-- Provided material start --
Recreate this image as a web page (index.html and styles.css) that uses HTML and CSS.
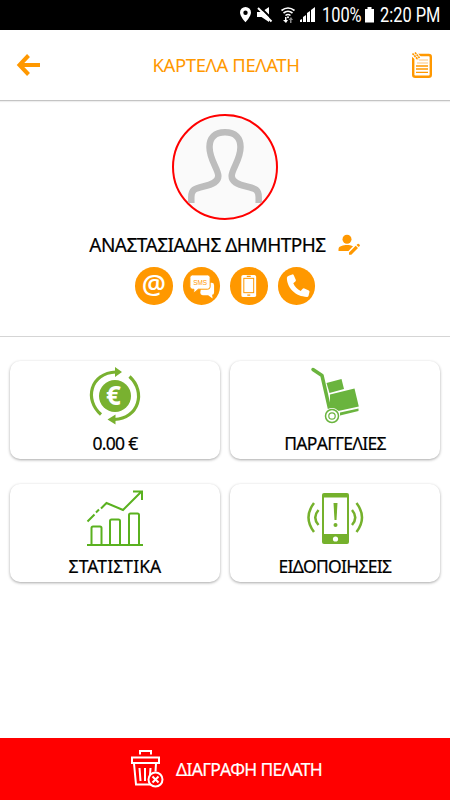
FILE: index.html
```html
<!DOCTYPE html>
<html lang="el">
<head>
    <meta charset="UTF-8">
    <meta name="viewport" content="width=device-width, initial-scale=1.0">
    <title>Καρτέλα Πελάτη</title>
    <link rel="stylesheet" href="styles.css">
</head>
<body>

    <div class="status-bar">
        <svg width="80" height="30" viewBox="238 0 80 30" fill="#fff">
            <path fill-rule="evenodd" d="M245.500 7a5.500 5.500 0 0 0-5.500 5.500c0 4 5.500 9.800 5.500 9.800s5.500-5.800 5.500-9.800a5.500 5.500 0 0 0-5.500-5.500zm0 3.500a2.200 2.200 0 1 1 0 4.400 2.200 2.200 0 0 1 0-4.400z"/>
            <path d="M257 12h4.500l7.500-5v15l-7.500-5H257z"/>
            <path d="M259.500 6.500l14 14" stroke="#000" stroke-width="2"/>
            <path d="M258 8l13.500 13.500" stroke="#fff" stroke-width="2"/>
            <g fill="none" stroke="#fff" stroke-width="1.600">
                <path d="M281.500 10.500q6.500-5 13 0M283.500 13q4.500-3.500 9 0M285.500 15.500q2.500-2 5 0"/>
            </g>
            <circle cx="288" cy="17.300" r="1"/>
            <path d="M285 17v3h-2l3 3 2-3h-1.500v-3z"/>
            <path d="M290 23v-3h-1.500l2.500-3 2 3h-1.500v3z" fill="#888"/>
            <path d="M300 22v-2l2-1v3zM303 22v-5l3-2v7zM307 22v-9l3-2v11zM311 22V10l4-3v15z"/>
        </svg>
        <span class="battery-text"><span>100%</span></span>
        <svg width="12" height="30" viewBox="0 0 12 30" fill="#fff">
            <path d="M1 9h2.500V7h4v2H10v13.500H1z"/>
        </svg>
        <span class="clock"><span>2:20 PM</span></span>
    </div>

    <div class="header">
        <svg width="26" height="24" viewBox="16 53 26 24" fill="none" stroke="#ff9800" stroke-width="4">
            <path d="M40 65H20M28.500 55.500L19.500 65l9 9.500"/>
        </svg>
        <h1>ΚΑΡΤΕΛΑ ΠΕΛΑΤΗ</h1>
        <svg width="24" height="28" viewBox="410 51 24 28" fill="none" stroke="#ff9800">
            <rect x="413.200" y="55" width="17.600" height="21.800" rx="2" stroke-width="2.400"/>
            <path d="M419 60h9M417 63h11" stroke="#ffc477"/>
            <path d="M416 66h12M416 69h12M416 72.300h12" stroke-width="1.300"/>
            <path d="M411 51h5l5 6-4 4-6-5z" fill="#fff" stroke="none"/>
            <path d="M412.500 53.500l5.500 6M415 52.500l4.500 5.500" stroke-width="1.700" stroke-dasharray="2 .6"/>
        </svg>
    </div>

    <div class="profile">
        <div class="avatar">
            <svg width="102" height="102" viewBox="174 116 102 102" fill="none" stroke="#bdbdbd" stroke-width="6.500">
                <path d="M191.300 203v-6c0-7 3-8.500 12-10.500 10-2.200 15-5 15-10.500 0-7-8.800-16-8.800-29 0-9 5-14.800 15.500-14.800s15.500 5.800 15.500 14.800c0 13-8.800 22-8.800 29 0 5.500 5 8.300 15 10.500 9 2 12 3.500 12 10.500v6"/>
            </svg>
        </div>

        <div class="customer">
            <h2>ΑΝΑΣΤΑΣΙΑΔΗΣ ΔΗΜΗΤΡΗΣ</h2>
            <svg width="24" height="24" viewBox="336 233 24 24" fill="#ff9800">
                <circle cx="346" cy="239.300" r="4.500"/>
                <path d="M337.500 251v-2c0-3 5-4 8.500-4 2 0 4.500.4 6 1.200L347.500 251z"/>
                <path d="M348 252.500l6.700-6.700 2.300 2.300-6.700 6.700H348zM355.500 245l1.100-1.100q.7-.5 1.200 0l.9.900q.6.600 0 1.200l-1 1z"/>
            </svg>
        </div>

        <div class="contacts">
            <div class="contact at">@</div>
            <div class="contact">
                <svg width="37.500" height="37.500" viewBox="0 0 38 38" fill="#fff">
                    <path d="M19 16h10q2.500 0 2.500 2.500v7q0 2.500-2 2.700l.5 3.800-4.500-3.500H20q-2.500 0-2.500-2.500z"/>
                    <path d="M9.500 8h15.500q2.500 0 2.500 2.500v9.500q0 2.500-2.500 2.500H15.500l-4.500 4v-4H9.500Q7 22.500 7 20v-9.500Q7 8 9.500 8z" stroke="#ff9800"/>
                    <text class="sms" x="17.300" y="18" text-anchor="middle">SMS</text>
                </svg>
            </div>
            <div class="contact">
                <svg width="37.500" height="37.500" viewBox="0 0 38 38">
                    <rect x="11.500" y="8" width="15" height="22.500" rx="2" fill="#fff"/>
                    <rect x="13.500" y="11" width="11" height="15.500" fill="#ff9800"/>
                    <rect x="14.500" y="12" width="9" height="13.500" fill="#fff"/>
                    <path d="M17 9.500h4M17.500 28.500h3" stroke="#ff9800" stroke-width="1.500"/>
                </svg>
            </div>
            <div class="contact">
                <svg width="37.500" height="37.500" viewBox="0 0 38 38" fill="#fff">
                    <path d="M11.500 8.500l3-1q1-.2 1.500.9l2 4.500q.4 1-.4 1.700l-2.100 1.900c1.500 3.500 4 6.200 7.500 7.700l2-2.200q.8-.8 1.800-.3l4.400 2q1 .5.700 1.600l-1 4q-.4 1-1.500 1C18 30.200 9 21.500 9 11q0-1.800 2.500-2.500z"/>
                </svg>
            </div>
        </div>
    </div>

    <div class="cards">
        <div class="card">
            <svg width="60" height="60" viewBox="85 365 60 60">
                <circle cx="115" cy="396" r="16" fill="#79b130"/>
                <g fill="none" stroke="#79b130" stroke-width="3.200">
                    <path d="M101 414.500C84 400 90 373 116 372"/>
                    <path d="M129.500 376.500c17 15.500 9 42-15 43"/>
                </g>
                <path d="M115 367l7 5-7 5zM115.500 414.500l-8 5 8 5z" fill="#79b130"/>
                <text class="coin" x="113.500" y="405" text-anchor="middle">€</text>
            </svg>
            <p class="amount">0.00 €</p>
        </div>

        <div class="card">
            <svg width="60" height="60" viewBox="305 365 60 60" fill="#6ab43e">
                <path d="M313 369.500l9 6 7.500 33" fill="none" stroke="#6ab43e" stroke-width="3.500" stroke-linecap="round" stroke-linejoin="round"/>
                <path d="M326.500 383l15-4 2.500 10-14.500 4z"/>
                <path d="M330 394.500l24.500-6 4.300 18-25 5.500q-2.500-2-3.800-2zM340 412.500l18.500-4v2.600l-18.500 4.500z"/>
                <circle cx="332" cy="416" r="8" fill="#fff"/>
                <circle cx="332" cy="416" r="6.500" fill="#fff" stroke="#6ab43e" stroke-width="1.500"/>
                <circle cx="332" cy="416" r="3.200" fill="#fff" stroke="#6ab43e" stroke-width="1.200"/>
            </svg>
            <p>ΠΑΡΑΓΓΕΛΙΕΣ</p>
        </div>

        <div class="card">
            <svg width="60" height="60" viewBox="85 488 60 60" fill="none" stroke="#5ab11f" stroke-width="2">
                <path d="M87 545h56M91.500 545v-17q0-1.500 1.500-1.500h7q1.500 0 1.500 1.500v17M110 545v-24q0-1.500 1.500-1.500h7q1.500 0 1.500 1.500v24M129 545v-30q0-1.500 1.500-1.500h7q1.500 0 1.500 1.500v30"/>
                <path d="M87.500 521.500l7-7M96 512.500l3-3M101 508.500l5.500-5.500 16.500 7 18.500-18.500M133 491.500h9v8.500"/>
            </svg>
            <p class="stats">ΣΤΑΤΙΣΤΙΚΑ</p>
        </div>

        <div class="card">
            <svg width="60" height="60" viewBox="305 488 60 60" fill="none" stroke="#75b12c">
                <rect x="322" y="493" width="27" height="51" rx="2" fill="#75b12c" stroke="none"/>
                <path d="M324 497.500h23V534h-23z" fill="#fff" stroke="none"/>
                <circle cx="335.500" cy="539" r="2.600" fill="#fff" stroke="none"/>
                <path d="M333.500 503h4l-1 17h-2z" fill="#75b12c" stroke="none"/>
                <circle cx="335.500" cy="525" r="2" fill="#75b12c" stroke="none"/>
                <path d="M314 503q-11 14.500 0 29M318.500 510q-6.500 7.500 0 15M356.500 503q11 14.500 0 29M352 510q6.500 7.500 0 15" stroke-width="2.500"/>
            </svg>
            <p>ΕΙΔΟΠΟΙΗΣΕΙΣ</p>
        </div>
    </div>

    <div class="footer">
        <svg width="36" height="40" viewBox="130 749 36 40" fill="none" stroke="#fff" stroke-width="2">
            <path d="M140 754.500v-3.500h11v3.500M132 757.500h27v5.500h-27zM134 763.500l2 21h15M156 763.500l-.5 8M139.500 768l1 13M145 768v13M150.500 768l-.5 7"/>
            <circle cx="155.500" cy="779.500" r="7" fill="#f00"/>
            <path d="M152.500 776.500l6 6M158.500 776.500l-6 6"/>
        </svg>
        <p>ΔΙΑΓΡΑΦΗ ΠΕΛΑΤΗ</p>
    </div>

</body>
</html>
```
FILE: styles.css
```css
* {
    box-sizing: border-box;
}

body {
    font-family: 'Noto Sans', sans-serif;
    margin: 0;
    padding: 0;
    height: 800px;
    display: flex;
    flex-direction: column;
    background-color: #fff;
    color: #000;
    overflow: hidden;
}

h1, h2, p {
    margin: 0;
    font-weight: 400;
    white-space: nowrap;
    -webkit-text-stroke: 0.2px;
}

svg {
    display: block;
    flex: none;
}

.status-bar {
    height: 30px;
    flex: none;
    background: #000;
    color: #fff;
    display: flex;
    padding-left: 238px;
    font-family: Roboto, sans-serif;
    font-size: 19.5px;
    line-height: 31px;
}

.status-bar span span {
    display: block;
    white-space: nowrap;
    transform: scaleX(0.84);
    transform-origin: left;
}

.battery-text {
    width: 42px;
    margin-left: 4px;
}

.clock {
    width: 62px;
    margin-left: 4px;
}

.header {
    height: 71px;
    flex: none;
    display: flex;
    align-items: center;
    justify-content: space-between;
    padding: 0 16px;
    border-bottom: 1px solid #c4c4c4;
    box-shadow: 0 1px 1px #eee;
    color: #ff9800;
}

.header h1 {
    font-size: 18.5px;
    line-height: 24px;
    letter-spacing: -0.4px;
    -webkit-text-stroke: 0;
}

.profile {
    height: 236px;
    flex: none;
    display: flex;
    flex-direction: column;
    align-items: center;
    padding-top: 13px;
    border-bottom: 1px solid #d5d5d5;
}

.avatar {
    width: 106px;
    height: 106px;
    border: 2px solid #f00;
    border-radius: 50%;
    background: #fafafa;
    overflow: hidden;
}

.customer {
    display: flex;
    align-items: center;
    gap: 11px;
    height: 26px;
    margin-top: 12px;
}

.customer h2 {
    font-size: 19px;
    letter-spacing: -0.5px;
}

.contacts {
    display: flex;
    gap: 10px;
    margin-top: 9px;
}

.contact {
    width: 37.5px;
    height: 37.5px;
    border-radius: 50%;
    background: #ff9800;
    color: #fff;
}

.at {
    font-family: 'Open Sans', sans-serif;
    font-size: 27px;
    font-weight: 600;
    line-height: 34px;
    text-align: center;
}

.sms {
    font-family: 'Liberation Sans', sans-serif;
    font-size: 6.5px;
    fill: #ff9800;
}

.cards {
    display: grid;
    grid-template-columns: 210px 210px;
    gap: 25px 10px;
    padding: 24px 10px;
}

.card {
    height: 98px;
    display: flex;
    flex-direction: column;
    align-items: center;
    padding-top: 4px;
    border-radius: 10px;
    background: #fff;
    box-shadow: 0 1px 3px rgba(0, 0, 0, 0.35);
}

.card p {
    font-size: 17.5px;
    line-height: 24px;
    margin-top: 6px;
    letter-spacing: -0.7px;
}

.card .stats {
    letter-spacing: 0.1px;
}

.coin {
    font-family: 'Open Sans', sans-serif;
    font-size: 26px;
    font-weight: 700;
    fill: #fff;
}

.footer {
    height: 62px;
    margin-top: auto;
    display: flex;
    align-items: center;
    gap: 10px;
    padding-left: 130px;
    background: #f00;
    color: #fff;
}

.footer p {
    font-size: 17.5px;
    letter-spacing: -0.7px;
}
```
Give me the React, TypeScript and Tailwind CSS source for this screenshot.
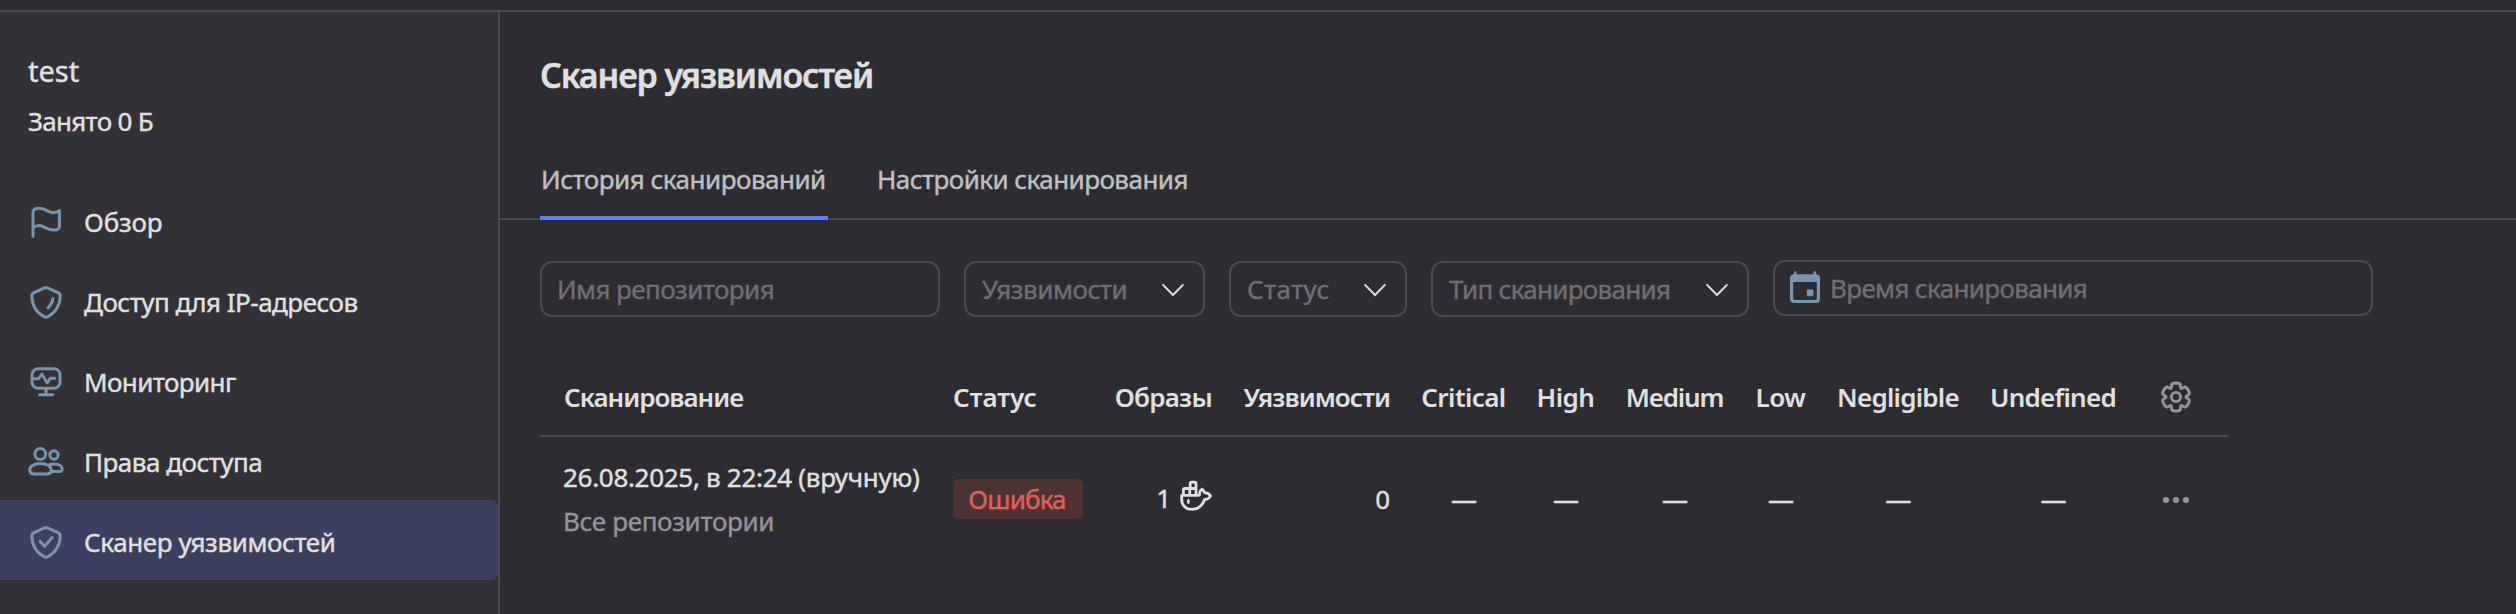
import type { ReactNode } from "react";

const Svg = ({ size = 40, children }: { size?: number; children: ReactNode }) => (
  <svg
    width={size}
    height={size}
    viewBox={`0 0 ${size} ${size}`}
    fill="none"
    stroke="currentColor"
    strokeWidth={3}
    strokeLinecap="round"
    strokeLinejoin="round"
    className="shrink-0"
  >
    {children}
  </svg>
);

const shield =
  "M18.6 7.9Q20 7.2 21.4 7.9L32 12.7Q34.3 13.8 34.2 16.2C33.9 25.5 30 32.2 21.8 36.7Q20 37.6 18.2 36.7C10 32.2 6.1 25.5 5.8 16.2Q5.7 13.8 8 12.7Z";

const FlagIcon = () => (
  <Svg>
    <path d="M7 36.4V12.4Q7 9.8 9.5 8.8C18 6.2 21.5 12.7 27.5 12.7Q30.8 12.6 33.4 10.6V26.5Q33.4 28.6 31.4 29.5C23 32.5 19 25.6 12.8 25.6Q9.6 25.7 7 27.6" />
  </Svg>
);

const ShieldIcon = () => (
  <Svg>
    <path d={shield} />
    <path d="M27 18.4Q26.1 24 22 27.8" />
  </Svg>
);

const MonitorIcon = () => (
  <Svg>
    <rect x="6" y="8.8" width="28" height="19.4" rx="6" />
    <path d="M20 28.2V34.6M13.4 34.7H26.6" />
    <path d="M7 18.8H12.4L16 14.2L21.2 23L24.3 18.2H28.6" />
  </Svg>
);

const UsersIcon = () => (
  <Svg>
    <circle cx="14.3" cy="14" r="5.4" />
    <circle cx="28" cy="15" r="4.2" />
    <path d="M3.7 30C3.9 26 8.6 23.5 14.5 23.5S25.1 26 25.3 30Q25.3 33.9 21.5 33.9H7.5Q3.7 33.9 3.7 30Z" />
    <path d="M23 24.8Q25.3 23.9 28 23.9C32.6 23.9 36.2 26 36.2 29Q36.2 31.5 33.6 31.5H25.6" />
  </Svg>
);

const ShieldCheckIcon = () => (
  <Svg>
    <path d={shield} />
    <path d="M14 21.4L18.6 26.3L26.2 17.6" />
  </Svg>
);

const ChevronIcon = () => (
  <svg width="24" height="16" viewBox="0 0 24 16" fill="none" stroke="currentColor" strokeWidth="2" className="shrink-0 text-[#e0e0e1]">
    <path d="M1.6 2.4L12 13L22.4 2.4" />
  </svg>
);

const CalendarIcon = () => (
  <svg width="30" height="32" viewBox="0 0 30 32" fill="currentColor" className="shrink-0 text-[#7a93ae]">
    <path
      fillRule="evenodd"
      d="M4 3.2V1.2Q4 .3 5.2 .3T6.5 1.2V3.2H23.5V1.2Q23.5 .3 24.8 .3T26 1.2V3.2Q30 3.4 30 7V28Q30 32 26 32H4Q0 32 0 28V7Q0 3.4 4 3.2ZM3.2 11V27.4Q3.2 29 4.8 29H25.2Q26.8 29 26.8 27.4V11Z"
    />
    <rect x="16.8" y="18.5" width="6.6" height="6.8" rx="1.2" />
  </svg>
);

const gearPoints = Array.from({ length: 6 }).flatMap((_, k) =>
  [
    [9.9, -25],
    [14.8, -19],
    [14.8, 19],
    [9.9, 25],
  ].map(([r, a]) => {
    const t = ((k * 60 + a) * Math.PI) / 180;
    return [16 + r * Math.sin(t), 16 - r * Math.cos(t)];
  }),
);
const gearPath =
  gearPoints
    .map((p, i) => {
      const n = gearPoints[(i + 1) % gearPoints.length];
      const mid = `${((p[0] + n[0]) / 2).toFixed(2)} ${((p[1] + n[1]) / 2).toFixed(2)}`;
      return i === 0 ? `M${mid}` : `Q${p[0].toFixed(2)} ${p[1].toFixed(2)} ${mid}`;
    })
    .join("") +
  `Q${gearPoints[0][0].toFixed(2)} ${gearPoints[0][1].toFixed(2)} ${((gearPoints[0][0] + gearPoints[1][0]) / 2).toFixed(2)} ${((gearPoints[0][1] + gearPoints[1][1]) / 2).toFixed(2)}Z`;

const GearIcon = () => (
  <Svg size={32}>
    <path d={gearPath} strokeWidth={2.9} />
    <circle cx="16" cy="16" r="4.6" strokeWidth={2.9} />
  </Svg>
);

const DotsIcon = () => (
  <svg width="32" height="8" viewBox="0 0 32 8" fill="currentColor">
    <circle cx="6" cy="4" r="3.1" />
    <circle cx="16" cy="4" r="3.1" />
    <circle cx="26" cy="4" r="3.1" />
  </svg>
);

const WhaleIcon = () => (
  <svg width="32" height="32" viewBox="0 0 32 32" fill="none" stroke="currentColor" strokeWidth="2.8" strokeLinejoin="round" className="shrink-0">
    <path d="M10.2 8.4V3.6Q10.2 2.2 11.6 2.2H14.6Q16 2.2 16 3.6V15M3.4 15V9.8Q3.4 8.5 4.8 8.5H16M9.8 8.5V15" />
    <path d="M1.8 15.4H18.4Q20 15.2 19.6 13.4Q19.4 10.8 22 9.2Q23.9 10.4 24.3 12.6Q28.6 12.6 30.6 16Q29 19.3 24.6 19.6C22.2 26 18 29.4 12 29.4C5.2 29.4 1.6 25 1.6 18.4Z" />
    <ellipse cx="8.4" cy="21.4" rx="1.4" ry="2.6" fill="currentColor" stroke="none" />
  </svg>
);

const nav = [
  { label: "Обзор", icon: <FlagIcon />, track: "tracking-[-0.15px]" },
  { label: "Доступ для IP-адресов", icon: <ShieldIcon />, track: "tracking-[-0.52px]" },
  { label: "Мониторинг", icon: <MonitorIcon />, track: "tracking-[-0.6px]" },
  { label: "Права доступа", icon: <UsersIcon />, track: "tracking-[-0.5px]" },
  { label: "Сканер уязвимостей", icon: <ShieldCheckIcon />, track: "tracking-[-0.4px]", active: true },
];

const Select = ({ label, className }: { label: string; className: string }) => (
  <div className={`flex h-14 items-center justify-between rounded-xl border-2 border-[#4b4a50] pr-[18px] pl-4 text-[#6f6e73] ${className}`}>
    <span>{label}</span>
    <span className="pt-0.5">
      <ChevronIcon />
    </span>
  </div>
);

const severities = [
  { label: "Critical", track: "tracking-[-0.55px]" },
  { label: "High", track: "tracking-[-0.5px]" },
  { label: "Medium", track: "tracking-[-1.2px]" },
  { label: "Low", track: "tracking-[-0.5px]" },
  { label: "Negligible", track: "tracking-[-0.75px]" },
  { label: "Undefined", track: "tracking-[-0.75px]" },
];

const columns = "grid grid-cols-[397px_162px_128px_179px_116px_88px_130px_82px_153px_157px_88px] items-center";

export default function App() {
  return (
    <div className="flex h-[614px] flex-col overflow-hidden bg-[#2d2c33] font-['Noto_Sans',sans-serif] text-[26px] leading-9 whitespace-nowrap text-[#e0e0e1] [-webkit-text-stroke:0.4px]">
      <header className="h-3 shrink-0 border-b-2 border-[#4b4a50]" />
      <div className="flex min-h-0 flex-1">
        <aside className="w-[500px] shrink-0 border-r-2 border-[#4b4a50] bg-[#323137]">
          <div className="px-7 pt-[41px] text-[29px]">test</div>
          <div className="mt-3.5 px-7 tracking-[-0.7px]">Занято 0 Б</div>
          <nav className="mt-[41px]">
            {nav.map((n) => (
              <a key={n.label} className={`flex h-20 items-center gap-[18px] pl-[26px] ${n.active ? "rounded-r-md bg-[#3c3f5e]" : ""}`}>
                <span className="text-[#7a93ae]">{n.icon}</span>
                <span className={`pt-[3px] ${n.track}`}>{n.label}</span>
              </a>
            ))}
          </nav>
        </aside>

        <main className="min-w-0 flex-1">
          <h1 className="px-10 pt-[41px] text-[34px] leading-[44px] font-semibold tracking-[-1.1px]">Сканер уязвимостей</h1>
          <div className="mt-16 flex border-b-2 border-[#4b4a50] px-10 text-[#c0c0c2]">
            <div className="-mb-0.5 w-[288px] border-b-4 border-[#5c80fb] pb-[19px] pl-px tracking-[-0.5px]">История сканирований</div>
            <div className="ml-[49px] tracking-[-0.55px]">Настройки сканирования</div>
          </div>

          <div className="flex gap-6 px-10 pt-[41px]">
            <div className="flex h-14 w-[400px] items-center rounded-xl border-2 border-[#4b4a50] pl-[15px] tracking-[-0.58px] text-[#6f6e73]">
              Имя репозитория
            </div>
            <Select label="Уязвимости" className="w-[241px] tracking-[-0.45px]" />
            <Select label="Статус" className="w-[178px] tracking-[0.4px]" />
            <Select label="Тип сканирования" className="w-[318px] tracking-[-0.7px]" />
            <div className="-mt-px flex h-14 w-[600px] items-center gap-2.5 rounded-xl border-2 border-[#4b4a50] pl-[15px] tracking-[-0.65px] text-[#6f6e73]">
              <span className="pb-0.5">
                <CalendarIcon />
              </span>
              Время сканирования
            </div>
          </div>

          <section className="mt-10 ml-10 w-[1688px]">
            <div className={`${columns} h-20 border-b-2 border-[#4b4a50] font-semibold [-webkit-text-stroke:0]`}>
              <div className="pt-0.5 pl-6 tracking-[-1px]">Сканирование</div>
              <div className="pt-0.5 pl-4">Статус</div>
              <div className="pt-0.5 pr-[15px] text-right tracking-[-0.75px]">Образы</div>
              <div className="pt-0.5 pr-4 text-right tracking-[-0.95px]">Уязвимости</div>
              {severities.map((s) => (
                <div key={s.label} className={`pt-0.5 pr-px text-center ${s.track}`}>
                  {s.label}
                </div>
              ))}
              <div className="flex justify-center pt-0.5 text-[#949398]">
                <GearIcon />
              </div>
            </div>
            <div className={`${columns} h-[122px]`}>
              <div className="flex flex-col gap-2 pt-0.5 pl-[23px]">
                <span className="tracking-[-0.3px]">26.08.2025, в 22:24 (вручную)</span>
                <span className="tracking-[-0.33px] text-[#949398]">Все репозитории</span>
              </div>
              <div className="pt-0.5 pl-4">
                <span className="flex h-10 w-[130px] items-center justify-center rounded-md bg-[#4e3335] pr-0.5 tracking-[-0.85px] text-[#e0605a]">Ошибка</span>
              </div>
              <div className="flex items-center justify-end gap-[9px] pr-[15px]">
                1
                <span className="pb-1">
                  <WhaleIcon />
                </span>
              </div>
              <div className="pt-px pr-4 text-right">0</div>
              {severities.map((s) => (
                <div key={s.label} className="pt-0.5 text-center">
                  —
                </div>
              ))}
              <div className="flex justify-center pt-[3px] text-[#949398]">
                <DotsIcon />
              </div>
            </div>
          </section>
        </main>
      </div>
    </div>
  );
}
-- Provided material end --
Task to complete. Without any pictures, set down the lines from the one holding "Give me the" through the one holding "7.9Q20 7.2 21.4".

Reply.
Give me the React, TypeScript and Tailwind CSS source for this screenshot.
import type { ReactNode } from "react";

const Svg = ({ size = 40, children }: { size?: number; children: ReactNode }) => (
  <svg
    width={size}
    height={size}
    viewBox={`0 0 ${size} ${size}`}
    fill="none"
    stroke="currentColor"
    strokeWidth={3}
    strokeLinecap="round"
    strokeLinejoin="round"
    className="shrink-0"
  >
    {children}
  </svg>
);

const shield =
  "M18.6 7.9Q20 7.2 21.4 7.9L32 12.7Q34.3 13.8 34.2 16.2C33.9 25.5 30 32.2 21.8 36.7Q20 37.6 18.2 36.7C10 32.2 6.1 25.5 5.8 16.2Q5.7 13.8 8 12.7Z";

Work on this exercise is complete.